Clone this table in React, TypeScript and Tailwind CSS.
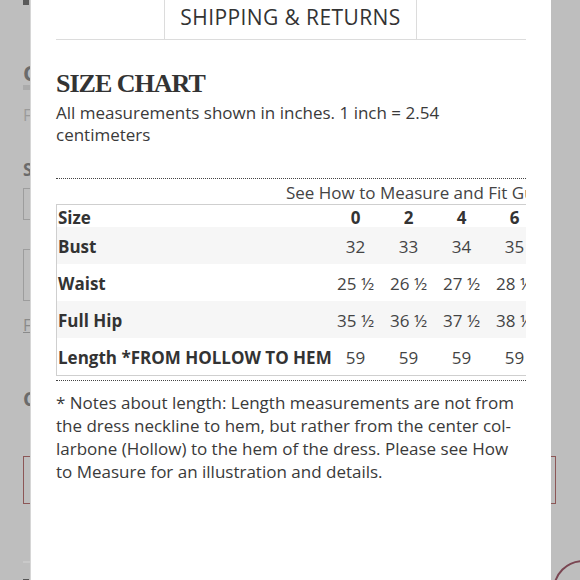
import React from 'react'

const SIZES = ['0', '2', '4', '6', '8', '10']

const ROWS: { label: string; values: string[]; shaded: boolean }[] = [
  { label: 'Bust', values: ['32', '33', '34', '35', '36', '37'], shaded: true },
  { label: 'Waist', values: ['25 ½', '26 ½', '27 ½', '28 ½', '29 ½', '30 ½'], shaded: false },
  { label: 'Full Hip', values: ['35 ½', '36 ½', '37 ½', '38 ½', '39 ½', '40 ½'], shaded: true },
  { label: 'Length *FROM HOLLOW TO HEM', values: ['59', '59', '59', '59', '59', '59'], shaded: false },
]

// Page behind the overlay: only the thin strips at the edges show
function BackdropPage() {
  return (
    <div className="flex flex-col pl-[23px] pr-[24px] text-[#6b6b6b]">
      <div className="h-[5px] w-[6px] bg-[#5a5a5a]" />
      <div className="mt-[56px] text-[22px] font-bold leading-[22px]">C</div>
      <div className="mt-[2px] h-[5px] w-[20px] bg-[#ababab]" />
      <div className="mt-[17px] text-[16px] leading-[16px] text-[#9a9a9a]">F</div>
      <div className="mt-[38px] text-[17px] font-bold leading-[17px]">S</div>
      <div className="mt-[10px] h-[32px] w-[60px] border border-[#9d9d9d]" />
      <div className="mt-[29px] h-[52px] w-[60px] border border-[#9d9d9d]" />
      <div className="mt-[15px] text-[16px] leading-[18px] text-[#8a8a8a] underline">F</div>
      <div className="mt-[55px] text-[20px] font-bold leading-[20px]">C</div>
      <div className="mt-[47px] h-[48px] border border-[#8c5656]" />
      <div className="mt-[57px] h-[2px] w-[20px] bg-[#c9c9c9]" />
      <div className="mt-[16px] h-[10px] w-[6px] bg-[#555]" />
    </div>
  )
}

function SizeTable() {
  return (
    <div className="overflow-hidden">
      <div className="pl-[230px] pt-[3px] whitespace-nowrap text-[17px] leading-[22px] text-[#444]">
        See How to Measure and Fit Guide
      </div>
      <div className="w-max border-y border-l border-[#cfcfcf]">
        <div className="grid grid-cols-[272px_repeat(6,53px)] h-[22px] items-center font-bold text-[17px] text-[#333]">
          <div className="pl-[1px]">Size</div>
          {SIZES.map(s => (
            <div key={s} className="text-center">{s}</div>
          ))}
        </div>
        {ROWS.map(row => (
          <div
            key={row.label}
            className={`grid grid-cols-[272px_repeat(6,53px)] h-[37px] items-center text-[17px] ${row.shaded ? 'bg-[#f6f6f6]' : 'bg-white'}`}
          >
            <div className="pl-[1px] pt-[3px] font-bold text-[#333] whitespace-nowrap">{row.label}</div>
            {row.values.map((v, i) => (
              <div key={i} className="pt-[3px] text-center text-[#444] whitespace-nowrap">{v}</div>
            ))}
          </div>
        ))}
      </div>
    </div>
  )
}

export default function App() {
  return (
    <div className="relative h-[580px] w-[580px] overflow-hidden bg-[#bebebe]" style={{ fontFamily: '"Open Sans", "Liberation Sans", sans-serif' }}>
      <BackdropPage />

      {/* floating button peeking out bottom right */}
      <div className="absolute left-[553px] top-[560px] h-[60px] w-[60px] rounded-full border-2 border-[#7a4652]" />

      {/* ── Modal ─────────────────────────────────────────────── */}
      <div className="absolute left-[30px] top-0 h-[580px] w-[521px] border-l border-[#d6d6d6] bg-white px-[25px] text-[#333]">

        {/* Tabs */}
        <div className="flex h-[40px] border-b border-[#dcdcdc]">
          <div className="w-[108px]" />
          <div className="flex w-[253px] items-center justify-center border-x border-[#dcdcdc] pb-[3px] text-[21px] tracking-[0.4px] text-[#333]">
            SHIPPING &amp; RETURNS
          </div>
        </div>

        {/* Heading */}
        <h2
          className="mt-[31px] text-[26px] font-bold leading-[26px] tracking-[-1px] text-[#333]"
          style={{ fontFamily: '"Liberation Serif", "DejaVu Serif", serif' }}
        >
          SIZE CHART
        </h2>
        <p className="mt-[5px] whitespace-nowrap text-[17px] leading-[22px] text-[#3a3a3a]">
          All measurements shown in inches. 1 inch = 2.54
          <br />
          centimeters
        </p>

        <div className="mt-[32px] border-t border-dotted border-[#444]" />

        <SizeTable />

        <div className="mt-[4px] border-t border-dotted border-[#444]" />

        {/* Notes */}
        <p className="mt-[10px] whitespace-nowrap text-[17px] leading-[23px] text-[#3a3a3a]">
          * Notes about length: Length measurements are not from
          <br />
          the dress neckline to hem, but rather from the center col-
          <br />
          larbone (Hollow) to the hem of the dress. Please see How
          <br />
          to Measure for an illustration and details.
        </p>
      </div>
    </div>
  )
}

########

> TASK GOAL
Pictures excluded, repeat exactly the lines from the top of the material through the line with "const SIZES = ['0', '2', '4', '6', '8', '10']", including both of those lines.

> EXERCISE OUTPUT
Clone this table in React, TypeScript and Tailwind CSS.
import React from 'react'

const SIZES = ['0', '2', '4', '6', '8', '10']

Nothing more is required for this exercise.